• [GOAL] Pull every line containing "React" out of the material below.

• [PROVIDED MATERIAL]
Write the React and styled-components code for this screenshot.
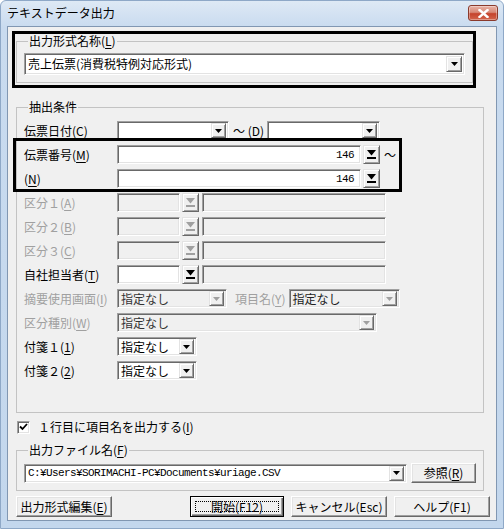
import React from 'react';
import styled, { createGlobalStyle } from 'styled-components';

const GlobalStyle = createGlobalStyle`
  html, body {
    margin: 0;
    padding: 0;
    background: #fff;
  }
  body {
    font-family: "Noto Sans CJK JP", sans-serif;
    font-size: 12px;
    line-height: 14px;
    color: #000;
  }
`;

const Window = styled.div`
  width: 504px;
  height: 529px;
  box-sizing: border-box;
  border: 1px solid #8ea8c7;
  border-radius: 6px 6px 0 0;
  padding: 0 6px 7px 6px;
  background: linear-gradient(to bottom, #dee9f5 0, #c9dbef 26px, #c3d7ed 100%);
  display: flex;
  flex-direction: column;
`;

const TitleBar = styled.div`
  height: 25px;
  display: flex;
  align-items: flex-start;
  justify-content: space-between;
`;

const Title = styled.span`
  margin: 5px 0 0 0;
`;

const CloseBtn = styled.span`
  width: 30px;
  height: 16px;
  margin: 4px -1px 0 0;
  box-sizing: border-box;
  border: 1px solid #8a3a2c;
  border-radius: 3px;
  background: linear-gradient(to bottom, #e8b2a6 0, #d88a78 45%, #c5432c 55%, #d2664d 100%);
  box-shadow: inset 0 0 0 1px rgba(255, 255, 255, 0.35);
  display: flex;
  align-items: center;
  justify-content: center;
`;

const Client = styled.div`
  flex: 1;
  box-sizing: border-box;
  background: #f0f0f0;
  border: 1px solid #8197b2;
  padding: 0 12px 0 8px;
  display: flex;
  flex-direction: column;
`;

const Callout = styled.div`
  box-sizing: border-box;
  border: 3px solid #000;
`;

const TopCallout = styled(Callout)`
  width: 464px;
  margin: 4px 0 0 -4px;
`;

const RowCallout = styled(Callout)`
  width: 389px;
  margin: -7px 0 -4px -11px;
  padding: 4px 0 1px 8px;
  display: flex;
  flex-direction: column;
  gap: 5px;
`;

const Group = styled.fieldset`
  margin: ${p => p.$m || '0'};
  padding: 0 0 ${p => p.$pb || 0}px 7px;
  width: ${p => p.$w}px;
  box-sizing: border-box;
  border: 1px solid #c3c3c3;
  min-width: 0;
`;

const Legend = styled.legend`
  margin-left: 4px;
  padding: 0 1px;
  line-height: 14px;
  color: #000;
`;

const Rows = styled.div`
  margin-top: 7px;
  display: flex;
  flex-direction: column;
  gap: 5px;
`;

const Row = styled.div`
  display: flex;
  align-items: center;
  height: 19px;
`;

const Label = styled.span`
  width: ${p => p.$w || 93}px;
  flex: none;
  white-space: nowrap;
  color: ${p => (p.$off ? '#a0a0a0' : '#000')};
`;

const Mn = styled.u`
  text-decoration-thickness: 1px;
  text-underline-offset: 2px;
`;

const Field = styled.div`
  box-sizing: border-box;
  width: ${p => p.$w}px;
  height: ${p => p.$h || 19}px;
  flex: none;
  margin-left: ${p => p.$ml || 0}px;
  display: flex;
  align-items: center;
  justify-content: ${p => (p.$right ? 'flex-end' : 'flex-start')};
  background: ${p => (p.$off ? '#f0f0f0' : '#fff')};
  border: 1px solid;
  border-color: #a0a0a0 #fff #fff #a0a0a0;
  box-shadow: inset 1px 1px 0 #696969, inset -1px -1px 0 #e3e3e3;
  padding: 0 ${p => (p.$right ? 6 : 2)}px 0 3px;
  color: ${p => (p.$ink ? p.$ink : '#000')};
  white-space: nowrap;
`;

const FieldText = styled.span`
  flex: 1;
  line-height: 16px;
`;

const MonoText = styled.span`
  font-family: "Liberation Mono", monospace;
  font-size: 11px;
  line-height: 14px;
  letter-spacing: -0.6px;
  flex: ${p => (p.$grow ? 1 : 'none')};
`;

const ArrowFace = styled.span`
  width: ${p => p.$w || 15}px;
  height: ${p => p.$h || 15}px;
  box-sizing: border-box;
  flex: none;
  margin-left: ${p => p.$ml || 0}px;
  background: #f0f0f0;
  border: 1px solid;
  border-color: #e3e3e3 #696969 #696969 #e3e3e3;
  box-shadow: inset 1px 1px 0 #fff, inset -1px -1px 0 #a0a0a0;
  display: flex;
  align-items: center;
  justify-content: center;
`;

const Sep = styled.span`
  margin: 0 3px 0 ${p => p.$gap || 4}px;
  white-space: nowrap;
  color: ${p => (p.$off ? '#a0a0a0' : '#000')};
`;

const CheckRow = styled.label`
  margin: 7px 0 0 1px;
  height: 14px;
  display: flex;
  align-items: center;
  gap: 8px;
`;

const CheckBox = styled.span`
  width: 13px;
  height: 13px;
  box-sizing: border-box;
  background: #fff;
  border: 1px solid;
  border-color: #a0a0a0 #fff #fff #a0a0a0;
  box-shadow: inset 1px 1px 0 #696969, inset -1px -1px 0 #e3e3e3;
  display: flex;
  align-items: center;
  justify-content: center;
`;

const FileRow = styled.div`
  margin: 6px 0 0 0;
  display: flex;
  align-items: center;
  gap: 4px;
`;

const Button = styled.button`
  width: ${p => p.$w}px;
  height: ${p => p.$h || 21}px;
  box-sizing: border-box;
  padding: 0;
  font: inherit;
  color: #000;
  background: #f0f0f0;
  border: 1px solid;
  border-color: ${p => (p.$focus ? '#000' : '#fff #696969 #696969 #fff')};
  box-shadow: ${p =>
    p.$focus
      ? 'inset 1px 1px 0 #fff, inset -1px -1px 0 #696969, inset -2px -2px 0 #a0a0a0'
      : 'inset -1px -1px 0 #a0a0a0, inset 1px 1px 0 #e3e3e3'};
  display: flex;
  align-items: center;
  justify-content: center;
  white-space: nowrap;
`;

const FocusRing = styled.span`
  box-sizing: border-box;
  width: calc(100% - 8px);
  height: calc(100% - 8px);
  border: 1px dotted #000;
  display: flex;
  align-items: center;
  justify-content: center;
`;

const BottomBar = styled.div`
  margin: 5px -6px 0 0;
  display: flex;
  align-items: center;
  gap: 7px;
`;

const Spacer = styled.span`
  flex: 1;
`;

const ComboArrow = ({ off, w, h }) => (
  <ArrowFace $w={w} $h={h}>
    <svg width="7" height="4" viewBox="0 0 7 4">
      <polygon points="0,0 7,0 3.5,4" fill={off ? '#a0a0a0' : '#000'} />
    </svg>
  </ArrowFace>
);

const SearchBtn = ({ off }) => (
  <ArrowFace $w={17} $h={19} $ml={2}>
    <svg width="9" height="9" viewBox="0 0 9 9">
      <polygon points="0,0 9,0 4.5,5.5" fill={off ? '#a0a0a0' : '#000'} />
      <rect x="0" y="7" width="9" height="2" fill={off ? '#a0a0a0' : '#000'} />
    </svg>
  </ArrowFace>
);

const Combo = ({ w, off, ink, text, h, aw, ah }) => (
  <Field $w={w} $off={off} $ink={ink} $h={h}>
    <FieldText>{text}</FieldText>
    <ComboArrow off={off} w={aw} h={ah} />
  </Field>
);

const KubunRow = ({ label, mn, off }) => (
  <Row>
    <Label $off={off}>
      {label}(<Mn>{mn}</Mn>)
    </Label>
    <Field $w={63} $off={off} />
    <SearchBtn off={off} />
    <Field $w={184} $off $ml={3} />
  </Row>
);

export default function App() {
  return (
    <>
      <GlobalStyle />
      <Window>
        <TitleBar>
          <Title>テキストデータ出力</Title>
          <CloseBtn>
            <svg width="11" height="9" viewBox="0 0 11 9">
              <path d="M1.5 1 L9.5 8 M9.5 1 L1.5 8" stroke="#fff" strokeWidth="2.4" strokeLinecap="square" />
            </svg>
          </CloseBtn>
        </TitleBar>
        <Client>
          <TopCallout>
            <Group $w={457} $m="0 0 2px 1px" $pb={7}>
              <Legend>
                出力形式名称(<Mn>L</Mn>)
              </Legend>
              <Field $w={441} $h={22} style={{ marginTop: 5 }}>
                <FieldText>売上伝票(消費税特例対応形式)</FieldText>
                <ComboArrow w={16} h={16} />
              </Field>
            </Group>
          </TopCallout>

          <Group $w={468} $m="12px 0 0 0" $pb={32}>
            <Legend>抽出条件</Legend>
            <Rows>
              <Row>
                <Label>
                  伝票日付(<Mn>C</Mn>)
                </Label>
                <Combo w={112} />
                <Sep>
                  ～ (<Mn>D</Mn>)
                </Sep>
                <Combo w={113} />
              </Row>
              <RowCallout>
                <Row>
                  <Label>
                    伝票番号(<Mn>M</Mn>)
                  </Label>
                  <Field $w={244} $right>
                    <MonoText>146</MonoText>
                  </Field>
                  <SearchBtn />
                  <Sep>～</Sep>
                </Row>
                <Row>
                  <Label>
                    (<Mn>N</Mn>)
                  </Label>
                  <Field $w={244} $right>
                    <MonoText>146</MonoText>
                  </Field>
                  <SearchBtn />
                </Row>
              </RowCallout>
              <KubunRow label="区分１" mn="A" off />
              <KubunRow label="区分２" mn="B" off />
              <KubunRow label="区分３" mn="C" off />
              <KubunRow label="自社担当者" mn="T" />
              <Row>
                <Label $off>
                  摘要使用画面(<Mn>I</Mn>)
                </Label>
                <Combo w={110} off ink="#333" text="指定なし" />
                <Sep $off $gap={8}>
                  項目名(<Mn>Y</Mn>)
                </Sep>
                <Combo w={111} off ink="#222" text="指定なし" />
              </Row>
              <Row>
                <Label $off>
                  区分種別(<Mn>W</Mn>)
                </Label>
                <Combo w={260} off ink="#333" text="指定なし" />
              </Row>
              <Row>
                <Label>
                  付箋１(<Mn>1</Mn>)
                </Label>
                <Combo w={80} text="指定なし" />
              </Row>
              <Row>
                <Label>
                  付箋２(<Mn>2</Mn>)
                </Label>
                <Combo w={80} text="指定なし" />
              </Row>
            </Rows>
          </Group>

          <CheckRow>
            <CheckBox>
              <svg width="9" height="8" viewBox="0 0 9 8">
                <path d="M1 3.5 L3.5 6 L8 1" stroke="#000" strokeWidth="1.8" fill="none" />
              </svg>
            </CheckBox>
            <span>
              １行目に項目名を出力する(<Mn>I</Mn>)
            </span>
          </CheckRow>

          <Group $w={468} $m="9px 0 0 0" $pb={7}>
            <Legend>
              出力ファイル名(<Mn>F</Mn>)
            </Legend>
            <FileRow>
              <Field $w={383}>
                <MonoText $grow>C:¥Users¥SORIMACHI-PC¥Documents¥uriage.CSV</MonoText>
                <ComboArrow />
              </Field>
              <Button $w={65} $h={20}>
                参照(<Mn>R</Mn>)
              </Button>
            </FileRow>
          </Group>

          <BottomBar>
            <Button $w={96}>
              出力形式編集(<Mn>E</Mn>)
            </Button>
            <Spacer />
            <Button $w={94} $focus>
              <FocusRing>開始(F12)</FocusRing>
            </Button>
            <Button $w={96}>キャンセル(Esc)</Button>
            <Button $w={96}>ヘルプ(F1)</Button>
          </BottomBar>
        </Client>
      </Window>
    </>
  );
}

• [REPLY TO THE TASK]
Write the React and styled-components code for this screenshot.
import React from 'react';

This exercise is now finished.